Der Grund ist ein juristischer: Der Sohn der P.s ist vor ein paar Jahren bei seinen Eltern eingezogen, um sie zu versorgen, und er ist vom Räumungstitel nicht erfasst. Nun reicht der Investor auch gegen ihn Klage ein, doch die liegt vorerst auf Eis, bis der Bundesgerichtshof entschieden hat. Das kann viele Monate dauern. In Karlsruhe wollen die Eheleute P. die Revision des Räumungsurteils erreichen und argumentieren mit der Gefahr, dass sie eine Zwangsräumung womöglich nicht überleben.

Der Anwalt des Investors vermutet, dass der Gesundheitszustand nur vorgeschoben sei. Seit Jahren ist er mit der Räumung zugange, ohne Erfolg, er wirkt genervt: "Jetzt reicht's!", sagte er bei der letzten Gerichtsverhandlung. Besucht man die P.s in ihrem Häuschen, gewinnt man nicht den Eindruck, dass sie simulieren würden.

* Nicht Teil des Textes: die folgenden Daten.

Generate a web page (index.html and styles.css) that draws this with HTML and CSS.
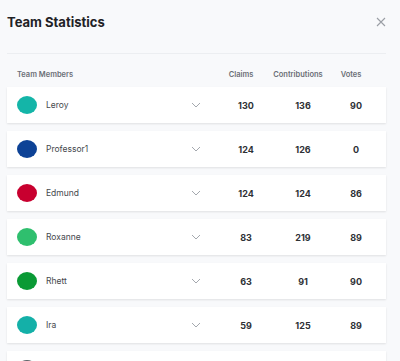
FILE: index.html
```html
<!DOCTYPE html>
<html>
<head>
<meta charset="utf-8">
<link rel="stylesheet" href="styles.css">
</head>
<body>
<div class="modal">
  <div class="head">
    <h1 class="title">Team Statistics</h1>
    <svg class="close" width="10" height="10" viewBox="0 0 10 10"><path d="M1 1L9 9M9 1L1 9" stroke="#9a9ea5" stroke-width="1.1" fill="none"/></svg>
  </div>
  <div class="divider"></div>
  <div class="cols">
    <span class="c-name">Team Members</span>
    <span class="col1">Claims</span>
    <span class="col2">Contributions</span>
    <span class="col3">Votes</span>
  </div>
  <div class="list">
    <div class="row"><span class="avatar" style="background:#14b5a8"></span><span class="name">Leroy</span><svg class="chev" width="10" height="6" viewBox="0 0 10 6"><path d="M1 1L5 5L9 1" stroke="#a4a8ae" stroke-width="1" fill="none"/></svg><span class="num col1">130</span><span class="num col2">136</span><span class="num col3">90</span></div>
    <div class="row"><span class="avatar" style="background:#0d4296"></span><span class="name">Professor1</span><svg class="chev" width="10" height="6" viewBox="0 0 10 6"><path d="M1 1L5 5L9 1" stroke="#a4a8ae" stroke-width="1" fill="none"/></svg><span class="num col1">124</span><span class="num col2">126</span><span class="num col3">0</span></div>
    <div class="row"><span class="avatar" style="background:#c8002f"></span><span class="name">Edmund</span><svg class="chev" width="10" height="6" viewBox="0 0 10 6"><path d="M1 1L5 5L9 1" stroke="#a4a8ae" stroke-width="1" fill="none"/></svg><span class="num col1">124</span><span class="num col2">124</span><span class="num col3">86</span></div>
    <div class="row"><span class="avatar" style="background:#2fbf6e"></span><span class="name">Roxanne</span><svg class="chev" width="10" height="6" viewBox="0 0 10 6"><path d="M1 1L5 5L9 1" stroke="#a4a8ae" stroke-width="1" fill="none"/></svg><span class="num col1">83</span><span class="num col2">219</span><span class="num col3">89</span></div>
    <div class="row"><span class="avatar" style="background:#0a9a35"></span><span class="name">Rhett</span><svg class="chev" width="10" height="6" viewBox="0 0 10 6"><path d="M1 1L5 5L9 1" stroke="#a4a8ae" stroke-width="1" fill="none"/></svg><span class="num col1">63</span><span class="num col2">91</span><span class="num col3">90</span></div>
    <div class="row"><span class="avatar" style="background:#14b0a8"></span><span class="name">Ira</span><svg class="chev" width="10" height="6" viewBox="0 0 10 6"><path d="M1 1L5 5L9 1" stroke="#a4a8ae" stroke-width="1" fill="none"/></svg><span class="num col1">59</span><span class="num col2">125</span><span class="num col3">89</span></div>
    <div class="row"><span class="avatar" style="background:#5c6468"></span></div>
  </div>
</div>
</body>
</html>
```

FILE: styles.css
```css
html, body {
  margin: 0;
  padding: 0;
  background: #f8f9fb;
  overflow: hidden;
}
body {
  width: 400px;
  height: 361px;
  font-family: Inter, "Open Sans", sans-serif;
}
.modal {
  padding: 0 14px 0 7px;
}
.head {
  display: flex;
  align-items: center;
  justify-content: space-between;
  height: 44px;
}
.title {
  margin: 0;
  font-size: 13px;
  font-weight: 700;
  color: #1f2226;
}
.divider {
  height: 1px;
  background: #eceef1;
  margin-top: 9px;
}
.cols {
  display: flex;
  align-items: center;
  height: 25px;
  padding: 8px 10px 0 10px;
  font-size: 7.5px;
  font-weight: 600;
  color: #6b6f76;
}
.c-name { width: 200px; }
.col1, .col2, .col3 { text-align: center; flex: none; }
.col1 { width: 58px; }
.col2 { width: 56px; }
.col3 { width: 50px; }
.list {
  display: flex;
  flex-direction: column;
  gap: 8px;
}
.row {
  display: flex;
  align-items: center;
  height: 36px;
  background: #fff;
  box-shadow: 0 1px 2px rgba(0,0,0,0.10);
  padding: 0 10px;
}
.avatar {
  width: 20px;
  height: 18px;
  border-radius: 50%;
  flex: none;
}
.name {
  width: 145px;
  margin-left: 9px;
  font-size: 8.5px;
  color: #45484d;
  flex: none;
}
.chev {
  flex: none;
  margin-right: 16px;
}
.num {
  font-size: 9px;
  font-weight: 700;
  color: #2e3136;
}
```
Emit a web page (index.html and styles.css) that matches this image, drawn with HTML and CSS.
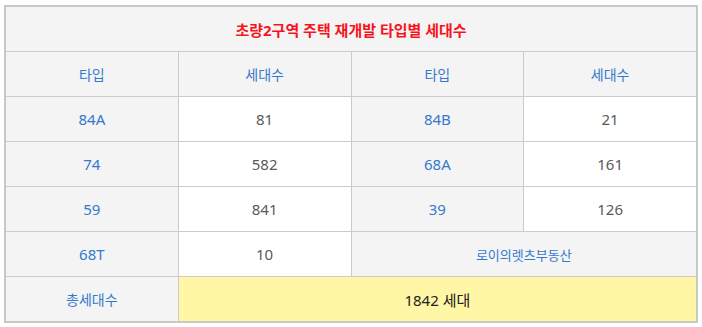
FILE: index.html
```html
<!DOCTYPE html>
<html lang="ko">
<head>
<meta charset="utf-8">
<link rel="stylesheet" href="styles.css">
</head>
<body>
<div class="board">
  <div class="cell title span4">초량2구역 주택 재개발 타입별 세대수</div>
  <div class="cell label">타입</div>
  <div class="cell label">세대수</div>
  <div class="cell label">타입</div>
  <div class="cell label">세대수</div>

  <div class="cell label num">84A</div>
  <div class="cell value">81</div>
  <div class="cell label num">84B</div>
  <div class="cell value">21</div>

  <div class="cell label num">74</div>
  <div class="cell value">582</div>
  <div class="cell label num">68A</div>
  <div class="cell value">161</div>

  <div class="cell label num">59</div>
  <div class="cell value">841</div>
  <div class="cell label num">39</div>
  <div class="cell value">126</div>

  <div class="cell label num">68T</div>
  <div class="cell value">10</div>
  <div class="cell label credit span2">로이의렛츠부동산</div>

  <div class="cell label">총세대수</div>
  <div class="cell total span3">1842 세대</div>
</div>
</body>
</html>
```

FILE: styles.css
```css
html, body {
  margin: 0;
  padding: 0;
  background: #fff;
}
body {
  padding: 5px 0 0 4px;
  font-family: "Noto Sans", "Noto Sans CJK KR", sans-serif;
  font-size: 14px;
}
.board {
  width: 690px;
  display: grid;
  grid-template-columns: repeat(4, 1fr);
  grid-auto-rows: 44px;
  gap: 1px;
  background: #cbcbcb;
  border: 2px solid #c8c8c8;
}
.cell {
  display: flex;
  align-items: center;
  justify-content: center;
  background: #fff;
}
.span2 { grid-column: span 2; }
.span3 { grid-column: span 3; }
.span4 { grid-column: span 4; }
.title {
  background: #f4f4f4;
  color: #f5141e;
  font-weight: 700;
  font-size: 15px;
}
.label {
  background: #f4f4f4;
  color: #3479cc;
  font-size: 14px;
}
.num {
  font-size: 15px;
}
.value {
  color: #5a5a5a;
  font-size: 15px;
}
.credit {
  font-size: 13px;
}
.total {
  background: #fff7a5;
  color: #222;
  font-size: 15px;
}
```
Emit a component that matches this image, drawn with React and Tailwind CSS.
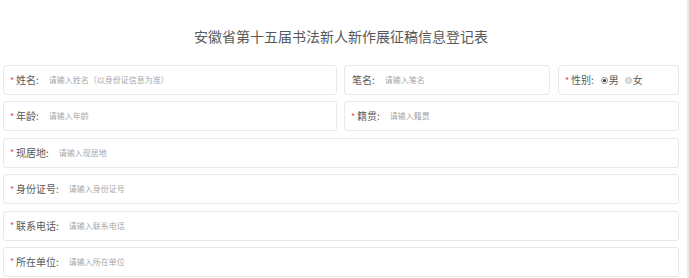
import { useState } from "react";

const FONT = { fontFamily: '"Noto Sans CJK SC", "Noto Sans", sans-serif' };

function Field({ label, placeholder, required = true, className = "" }) {
   return (
      <div
         className={`flex h-[30px] items-center rounded-[3px] border border-[#e8e8e8] bg-white pl-[6px] pr-2 ${className}`}>
         {required ? (
            <span className="w-[6px] shrink-0 text-[9px] leading-none text-[#f04848]">*</span>
         ) : (
            <span className="w-[1px] shrink-0" />
         )}
         <span className="shrink-0 text-[10px] leading-none text-[#595959]">{label}:</span>
         <input
            placeholder={placeholder}
            className="ml-[10px] min-w-0 flex-1 bg-transparent text-[8px] text-[#555] outline-none placeholder:text-[#a8a8a8]"
            style={FONT}
         />
      </div>
   );
}

function Radio({ checked, label, onClick }) {
   return (
      <button type="button" onClick={onClick} className="flex items-center">
         {checked ? (
            <span className="flex h-[7px] w-[7px] items-center justify-center rounded-full border border-[#8a8a8a] bg-white">
               <span className="h-[3px] w-[3px] rounded-full bg-[#333]" />
            </span>
         ) : (
            <span className="h-[7px] w-[7px] rounded-full border border-[#c4c4c4] bg-[#e2e2e2]" />
         )}
         <span className="ml-[1px] text-[10px] leading-none text-[#595959]">{label}</span>
      </button>
   );
}

function GenderField() {
   const [gender, setGender] = useState("男");

   return (
      <div className="flex h-[30px] flex-1 items-center rounded-[3px] border border-[#e8e8e8] bg-white pl-[6px]">
         <span className="w-[6px] shrink-0 text-[9px] leading-none text-[#f04848]">*</span>
         <span className="text-[10px] leading-none text-[#595959]">性别:</span>
         <div className="ml-[7px] flex items-center gap-[6px]">
            <Radio checked={gender === "男"} label="男" onClick={() => setGender("男")} />
            <Radio checked={gender === "女"} label="女" onClick={() => setGender("女")} />
         </div>
      </div>
   );
}

export default function App() {
   return (
      <div className="min-h-screen border-r-2 border-[#ececec] bg-white pl-[3px] pr-[8px]" style={FONT}>
         {/* Title */}
         <h1 className="pt-[26px] pb-[19px] text-center text-[14px] font-normal leading-[20px] text-[#595959]">
            安徽省第十五届书法新人新作展征稿信息登记表
         </h1>

         {/* Form */}
         <div className="flex flex-col gap-[6.4px]">
            <div className="flex">
               <Field className="w-[334px]" label="姓名" placeholder="请输入姓名（以身份证信息为准）" />
               <Field className="ml-[7px] w-[206px]" label="笔名" placeholder="请输入笔名" required={false} />
               <div className="ml-[8px] flex flex-1">
                  <GenderField />
               </div>
            </div>
            <div className="flex">
               <Field className="w-[334px]" label="年龄" placeholder="请输入年龄" />
               <Field className="ml-[7px] flex-1" label="籍贯" placeholder="请输入籍贯" />
            </div>
            <Field label="现居地" placeholder="请输入现居地" />
            <Field label="身份证号" placeholder="请输入身份证号" />
            <Field label="联系电话" placeholder="请输入联系电话" />
            <Field label="所在单位" placeholder="请输入所在单位" />
         </div>
      </div>
   );
}
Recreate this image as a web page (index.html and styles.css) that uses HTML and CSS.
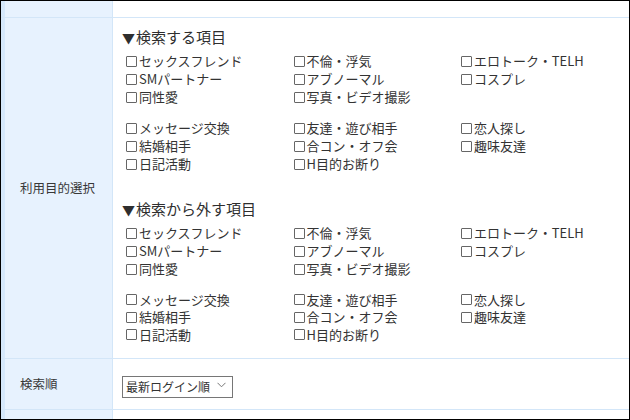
FILE: index.html
```html
<!DOCTYPE html>
<html lang="ja">
<head>
<meta charset="utf-8">
<link rel="stylesheet" href="styles.css">
</head>
<body>
<div class="frame">
  <div class="row row-top">
    <div class="label"></div>
    <div class="cell"></div>
  </div>
  <div class="row row-purpose">
    <div class="label">利用目的選択</div>
    <div class="cell cell-purpose">
      <div class="heading"><span class="tri">▼</span>検索する項目</div>
      <div class="group">
        <label class="item"><span class="box"></span>セックスフレンド</label>
        <label class="item"><span class="box"></span>不倫・浮気</label>
        <label class="item"><span class="box"></span>エロトーク・TELH</label>
        <label class="item"><span class="box"></span>SMパートナー</label>
        <label class="item"><span class="box"></span>アブノーマル</label>
        <label class="item"><span class="box"></span>コスプレ</label>
        <label class="item"><span class="box"></span>同性愛</label>
        <label class="item"><span class="box"></span>写真・ビデオ撮影</label>
      </div>
      <div class="group group-second">
        <label class="item"><span class="box"></span>メッセージ交換</label>
        <label class="item"><span class="box"></span>友達・遊び相手</label>
        <label class="item"><span class="box"></span>恋人探し</label>
        <label class="item"><span class="box"></span>結婚相手</label>
        <label class="item"><span class="box"></span>合コン・オフ会</label>
        <label class="item"><span class="box"></span>趣味友達</label>
        <label class="item"><span class="box"></span>日記活動</label>
        <label class="item"><span class="box"></span>H目的お断り</label>
      </div>
      <div class="heading heading-second"><span class="tri">▼</span>検索から外す項目</div>
      <div class="group">
        <label class="item"><span class="box"></span>セックスフレンド</label>
        <label class="item"><span class="box"></span>不倫・浮気</label>
        <label class="item"><span class="box"></span>エロトーク・TELH</label>
        <label class="item"><span class="box"></span>SMパートナー</label>
        <label class="item"><span class="box"></span>アブノーマル</label>
        <label class="item"><span class="box"></span>コスプレ</label>
        <label class="item"><span class="box"></span>同性愛</label>
        <label class="item"><span class="box"></span>写真・ビデオ撮影</label>
      </div>
      <div class="group group-second group-last">
        <label class="item"><span class="box"></span>メッセージ交換</label>
        <label class="item"><span class="box"></span>友達・遊び相手</label>
        <label class="item"><span class="box"></span>恋人探し</label>
        <label class="item"><span class="box"></span>結婚相手</label>
        <label class="item"><span class="box"></span>合コン・オフ会</label>
        <label class="item"><span class="box"></span>趣味友達</label>
        <label class="item"><span class="box"></span>日記活動</label>
        <label class="item"><span class="box"></span>H目的お断り</label>
      </div>
    </div>
  </div>
  <div class="row row-order">
    <div class="label">検索順</div>
    <div class="cell cell-order">
      <div class="select-wrap">
        <select class="select">
          <option>最新ログイン順</option>
        </select>
        <svg class="chevron" width="9" height="6" viewBox="0 0 9 6"><path d="M0.5 0.8 L4.5 4.8 L8.5 0.8" fill="none" stroke="#777" stroke-width="1"/></svg>
      </div>
    </div>
  </div>
  <div class="row row-bottom">
    <div class="label"></div>
    <div class="cell"></div>
  </div>
</div>
</body>
</html>
```
FILE: styles.css
```css
* { box-sizing: border-box; }
html, body { margin: 0; padding: 0; background: #fff; }
body {
  font-family: "Noto Sans CJK JP", "Noto Sans", sans-serif;
  color: #333;
}
.frame {
  width: 630px;
  height: 420px;
  overflow: hidden;
  border: 1px solid #000;
  display: flex;
  flex-direction: column;
  background: #fff;
}
.row {
  display: grid;
  grid-template-columns: 112px 1fr;
  border-bottom: 1px solid #d3e6f8;
}
.label {
  background: #e7f2fe;
  border-left: 4px solid #d5e8fb;
  border-right: 1px solid #d3e6f8;
  font-size: 12.5px;
  line-height: 18px;
  padding-left: 15px;
  display: flex;
  align-items: center;
  color: #383838;
}
.row-top { height: 17px; }
.row-purpose { height: 341px; }
.row-order { height: 51px; }
.row-bottom { flex: 1; border-bottom: none; }
.cell-purpose {
  padding: 9px 0 0 9px;
}
.heading {
  font-size: 15px;
  line-height: 20px;
  color: #2e2e2e;
  margin-bottom: 4px;
}
.tri {
  font-size: 13px;
  margin-right: 1px;
}
.heading-second { margin-top: 26px; }
.group {
  display: grid;
  grid-template-columns: 167.5px 167.5px 167.5px;
  padding-left: 4px;
}
.group-second { margin-top: 13px; }
.group-last .item { height: 17.6px; }
.item {
  font-size: 13px;
  line-height: 18px;
  height: 18px;
  display: flex;
  align-items: center;
  white-space: nowrap;
  color: #333;
}
.box {
  display: inline-block;
  width: 11px;
  height: 11px;
  border: 1px solid #666;
  border-radius: 1px;
  margin-right: 2px;
  background: #fff;
  flex: none;
}
.cell-order {
  display: flex;
  align-items: center;
  padding-left: 9px;
}
.select-wrap {
  position: relative;
  width: 111px;
  height: 22px;
  margin-top: -1px;
}
.select {
  appearance: none;
  -webkit-appearance: none;
  width: 111px;
  height: 22px;
  border: 1px solid #767676;
  border-radius: 0;
  background: #fff;
  font-family: "Noto Sans CJK JP", sans-serif;
  font-size: 12px;
  color: #333;
  padding: 0 0 0 3px;
  margin: 0;
  line-height: 20px;
}
.chevron {
  position: absolute;
  right: 7px;
  top: 9px;
  pointer-events: none;
}
```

Maria P. liegt in ihrem Pflegebett im Wohnzimmer, ein gleichmäßiges Rattern ist zu hören. Es kommt vom Generator, der Maria P. mit Sauerstoff versorgt. Fragt man den Vermieter, versichert er, dass er diesen Konflikt nie gewollt habe. Hätte er ihn geahnt, er hätte das Häuschen nie gekauft.